■ **Given task**
From the listing below, extract every line containing "components".

■ **Given information**

━━━━━━━━━━

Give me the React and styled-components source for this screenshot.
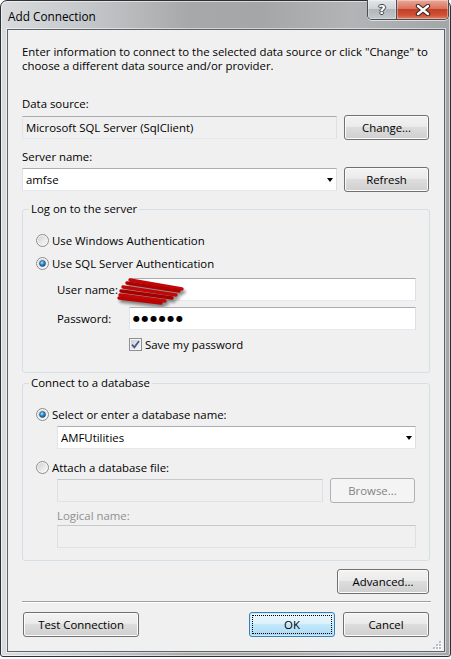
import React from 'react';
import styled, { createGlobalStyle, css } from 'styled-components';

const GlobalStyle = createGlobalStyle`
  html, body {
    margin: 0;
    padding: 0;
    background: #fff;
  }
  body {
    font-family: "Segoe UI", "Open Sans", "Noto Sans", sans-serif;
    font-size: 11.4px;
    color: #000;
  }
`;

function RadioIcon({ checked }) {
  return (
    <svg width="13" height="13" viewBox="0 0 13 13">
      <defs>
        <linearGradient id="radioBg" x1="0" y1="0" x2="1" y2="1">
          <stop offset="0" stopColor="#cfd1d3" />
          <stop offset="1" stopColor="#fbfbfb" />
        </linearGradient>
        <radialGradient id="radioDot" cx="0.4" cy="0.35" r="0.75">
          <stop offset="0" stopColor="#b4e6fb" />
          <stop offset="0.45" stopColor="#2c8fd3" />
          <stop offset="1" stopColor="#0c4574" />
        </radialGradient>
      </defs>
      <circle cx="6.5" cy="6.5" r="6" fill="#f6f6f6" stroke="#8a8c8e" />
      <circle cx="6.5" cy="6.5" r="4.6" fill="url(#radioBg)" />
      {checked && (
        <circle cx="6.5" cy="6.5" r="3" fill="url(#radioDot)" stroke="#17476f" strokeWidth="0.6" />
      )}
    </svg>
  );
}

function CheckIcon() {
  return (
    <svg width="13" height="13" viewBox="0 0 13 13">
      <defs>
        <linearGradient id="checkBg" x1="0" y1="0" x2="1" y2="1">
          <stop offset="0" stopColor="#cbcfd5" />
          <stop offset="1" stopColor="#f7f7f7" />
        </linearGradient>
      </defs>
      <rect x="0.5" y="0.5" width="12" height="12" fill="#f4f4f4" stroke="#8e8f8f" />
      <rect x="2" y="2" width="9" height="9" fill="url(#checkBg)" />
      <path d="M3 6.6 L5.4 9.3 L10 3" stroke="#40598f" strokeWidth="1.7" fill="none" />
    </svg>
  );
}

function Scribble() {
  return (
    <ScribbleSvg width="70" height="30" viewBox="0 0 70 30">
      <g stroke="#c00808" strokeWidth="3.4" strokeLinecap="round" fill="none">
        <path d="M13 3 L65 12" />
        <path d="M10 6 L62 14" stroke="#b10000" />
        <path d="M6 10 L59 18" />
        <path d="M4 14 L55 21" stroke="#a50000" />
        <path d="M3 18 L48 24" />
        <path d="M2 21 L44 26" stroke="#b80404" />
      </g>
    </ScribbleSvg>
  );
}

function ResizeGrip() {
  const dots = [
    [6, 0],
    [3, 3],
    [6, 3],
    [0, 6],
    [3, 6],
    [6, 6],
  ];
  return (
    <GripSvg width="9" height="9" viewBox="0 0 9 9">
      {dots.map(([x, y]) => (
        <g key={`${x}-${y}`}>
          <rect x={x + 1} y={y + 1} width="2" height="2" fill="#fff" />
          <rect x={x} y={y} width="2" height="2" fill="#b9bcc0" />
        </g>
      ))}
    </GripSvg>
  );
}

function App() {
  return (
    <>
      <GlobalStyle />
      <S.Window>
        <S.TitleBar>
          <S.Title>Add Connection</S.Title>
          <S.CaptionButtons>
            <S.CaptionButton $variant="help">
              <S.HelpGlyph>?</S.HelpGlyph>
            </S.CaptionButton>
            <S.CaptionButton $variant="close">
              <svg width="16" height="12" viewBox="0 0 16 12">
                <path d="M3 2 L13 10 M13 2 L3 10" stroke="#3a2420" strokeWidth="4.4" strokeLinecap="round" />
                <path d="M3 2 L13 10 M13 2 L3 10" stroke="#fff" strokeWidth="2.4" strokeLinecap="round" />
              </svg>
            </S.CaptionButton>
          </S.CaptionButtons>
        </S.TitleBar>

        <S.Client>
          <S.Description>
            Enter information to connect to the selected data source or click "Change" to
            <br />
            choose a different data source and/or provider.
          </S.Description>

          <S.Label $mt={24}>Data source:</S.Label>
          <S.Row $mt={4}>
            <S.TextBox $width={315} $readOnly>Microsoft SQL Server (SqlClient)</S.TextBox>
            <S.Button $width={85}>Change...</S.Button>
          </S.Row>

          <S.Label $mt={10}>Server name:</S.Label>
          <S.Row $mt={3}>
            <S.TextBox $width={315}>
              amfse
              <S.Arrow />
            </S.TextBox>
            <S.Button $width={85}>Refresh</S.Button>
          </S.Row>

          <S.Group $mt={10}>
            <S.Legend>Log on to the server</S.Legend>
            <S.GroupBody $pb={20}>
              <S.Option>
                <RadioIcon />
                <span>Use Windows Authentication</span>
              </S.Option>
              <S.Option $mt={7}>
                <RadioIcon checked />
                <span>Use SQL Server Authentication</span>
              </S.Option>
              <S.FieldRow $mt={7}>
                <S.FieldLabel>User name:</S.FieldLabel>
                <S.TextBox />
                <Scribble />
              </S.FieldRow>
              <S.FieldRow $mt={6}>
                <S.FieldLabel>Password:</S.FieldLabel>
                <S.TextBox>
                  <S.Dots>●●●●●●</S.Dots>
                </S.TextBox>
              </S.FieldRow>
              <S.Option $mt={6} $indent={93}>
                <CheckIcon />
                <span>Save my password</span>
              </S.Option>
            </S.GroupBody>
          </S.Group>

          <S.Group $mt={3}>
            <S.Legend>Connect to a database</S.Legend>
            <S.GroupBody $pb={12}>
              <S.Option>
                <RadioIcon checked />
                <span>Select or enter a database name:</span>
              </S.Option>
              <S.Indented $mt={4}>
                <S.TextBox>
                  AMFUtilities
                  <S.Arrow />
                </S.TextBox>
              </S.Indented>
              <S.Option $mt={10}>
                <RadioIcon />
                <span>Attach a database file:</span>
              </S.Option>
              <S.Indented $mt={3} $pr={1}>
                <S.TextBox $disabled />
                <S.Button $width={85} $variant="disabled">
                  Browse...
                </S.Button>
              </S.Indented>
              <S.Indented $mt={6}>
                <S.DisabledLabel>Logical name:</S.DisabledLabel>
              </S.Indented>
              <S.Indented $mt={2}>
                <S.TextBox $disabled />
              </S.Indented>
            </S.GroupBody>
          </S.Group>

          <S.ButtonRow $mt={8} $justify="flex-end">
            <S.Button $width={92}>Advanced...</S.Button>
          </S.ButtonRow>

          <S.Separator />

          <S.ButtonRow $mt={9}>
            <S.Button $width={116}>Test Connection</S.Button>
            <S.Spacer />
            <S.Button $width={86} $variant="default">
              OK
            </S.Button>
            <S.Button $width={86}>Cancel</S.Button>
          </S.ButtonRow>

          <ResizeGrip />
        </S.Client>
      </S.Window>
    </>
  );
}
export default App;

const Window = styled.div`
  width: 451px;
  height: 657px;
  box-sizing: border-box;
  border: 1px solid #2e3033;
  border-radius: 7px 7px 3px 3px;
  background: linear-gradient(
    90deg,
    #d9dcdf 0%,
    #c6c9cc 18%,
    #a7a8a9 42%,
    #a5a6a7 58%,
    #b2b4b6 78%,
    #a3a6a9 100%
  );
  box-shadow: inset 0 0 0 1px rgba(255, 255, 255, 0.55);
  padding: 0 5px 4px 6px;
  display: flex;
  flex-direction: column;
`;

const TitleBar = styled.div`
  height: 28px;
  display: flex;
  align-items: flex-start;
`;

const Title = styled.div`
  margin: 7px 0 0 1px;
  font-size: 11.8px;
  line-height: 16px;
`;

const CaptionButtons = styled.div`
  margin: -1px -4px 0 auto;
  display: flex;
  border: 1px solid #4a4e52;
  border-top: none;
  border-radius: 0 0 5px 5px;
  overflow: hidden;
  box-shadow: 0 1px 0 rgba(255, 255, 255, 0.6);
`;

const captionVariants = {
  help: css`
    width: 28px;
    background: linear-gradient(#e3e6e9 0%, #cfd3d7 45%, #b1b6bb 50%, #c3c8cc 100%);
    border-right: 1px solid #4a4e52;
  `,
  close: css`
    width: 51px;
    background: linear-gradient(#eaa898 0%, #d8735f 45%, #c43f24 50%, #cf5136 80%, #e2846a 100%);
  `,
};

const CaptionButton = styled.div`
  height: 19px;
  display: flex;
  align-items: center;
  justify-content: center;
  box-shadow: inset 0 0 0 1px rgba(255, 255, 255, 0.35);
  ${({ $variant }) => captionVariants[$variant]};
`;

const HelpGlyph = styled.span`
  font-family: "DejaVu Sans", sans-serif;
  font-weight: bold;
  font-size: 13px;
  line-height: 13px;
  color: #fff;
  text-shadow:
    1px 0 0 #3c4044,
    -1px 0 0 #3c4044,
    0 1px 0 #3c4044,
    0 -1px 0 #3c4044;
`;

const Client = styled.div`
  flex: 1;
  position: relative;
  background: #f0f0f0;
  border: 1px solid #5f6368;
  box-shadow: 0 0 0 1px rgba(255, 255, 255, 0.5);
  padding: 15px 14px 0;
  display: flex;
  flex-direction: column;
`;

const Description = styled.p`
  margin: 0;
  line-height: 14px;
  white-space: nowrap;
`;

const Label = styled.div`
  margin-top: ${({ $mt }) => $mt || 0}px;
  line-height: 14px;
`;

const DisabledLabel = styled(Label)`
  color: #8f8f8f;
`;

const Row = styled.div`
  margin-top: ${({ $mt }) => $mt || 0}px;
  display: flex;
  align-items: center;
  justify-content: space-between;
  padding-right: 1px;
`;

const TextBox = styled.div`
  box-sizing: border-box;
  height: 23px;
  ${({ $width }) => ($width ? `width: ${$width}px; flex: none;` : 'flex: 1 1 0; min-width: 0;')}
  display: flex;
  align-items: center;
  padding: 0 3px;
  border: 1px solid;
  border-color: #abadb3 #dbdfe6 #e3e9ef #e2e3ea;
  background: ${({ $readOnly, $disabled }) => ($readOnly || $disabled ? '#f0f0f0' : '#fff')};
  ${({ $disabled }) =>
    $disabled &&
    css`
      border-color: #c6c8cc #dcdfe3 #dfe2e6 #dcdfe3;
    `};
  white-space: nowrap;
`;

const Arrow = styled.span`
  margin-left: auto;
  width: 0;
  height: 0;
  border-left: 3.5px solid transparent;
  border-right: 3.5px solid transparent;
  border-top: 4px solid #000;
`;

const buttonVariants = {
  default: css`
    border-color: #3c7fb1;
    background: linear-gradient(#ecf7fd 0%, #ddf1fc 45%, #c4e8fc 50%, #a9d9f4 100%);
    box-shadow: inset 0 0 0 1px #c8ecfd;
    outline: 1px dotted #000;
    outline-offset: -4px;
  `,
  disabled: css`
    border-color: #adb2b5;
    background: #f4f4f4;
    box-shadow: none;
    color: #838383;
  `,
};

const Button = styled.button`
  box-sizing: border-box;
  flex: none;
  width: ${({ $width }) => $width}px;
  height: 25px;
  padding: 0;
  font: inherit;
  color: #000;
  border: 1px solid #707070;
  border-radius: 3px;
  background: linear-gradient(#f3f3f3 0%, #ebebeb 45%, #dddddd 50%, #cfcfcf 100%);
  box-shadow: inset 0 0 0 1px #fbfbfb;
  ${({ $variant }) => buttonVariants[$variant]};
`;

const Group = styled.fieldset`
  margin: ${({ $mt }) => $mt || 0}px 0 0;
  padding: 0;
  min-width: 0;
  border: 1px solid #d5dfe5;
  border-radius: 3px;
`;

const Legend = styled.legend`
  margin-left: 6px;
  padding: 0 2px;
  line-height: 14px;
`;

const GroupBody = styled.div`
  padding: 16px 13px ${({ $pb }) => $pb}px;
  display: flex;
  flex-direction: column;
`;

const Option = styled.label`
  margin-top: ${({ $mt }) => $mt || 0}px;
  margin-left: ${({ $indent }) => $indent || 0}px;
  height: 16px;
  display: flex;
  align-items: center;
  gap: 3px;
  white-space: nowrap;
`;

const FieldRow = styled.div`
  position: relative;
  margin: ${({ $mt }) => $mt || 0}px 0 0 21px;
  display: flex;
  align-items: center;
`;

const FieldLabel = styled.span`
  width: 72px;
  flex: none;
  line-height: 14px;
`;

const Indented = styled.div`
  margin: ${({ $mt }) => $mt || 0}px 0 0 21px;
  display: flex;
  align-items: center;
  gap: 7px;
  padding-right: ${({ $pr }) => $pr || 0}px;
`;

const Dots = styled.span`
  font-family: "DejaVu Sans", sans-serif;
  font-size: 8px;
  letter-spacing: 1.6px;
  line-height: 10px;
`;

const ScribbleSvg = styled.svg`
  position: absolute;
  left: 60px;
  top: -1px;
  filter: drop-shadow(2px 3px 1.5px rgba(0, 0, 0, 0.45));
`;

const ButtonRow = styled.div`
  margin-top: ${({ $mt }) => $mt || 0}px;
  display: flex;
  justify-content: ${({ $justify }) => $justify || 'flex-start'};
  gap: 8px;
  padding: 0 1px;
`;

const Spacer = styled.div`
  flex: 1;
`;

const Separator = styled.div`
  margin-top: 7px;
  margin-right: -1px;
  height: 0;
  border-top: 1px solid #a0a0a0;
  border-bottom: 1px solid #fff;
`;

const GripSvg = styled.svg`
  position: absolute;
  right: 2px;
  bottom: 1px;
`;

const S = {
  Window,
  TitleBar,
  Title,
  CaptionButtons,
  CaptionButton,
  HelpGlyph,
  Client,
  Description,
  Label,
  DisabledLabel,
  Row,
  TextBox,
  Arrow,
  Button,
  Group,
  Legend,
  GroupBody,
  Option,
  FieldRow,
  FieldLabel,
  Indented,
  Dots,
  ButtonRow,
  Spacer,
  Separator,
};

━━━━━━━━━━

■ **Response to the exercise**
Give me the React and styled-components source for this screenshot.
import styled, { createGlobalStyle, css } from 'styled-components';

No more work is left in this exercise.